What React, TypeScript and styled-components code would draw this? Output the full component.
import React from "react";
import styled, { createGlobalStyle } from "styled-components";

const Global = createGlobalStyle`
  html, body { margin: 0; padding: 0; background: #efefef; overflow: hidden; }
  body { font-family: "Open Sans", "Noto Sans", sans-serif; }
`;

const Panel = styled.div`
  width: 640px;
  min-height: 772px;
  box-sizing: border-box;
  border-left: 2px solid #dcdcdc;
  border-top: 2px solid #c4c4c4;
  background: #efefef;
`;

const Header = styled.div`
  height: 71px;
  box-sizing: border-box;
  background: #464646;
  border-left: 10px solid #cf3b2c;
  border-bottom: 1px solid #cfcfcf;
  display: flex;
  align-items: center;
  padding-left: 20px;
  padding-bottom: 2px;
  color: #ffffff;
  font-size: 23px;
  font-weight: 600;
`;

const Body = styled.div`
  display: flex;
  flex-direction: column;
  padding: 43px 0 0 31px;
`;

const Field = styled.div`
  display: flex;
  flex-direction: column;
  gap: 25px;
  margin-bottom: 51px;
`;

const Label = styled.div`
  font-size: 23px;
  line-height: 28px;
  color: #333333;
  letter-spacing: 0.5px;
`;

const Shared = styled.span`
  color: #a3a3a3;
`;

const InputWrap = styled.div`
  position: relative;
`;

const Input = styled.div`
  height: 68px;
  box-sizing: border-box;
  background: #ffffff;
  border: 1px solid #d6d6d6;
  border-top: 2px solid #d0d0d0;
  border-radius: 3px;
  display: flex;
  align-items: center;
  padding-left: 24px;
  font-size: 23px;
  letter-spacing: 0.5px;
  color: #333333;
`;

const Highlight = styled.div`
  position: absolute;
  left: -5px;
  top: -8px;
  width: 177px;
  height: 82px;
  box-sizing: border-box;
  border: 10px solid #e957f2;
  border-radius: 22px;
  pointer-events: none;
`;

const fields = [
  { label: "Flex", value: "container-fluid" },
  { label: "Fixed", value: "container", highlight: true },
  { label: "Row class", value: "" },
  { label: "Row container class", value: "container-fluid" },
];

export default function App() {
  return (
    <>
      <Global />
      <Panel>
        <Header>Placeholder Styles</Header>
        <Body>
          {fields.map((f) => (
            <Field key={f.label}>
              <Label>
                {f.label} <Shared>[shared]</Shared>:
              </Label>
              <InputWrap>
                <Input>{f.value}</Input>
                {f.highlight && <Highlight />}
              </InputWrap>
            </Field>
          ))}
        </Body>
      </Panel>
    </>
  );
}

**TASK PROMPT**
Return every line containing "components".

**EXERCISE OUTPUT**
What React, TypeScript and styled-components code would draw this? Output the full component.
import styled, { createGlobalStyle } from "styled-components";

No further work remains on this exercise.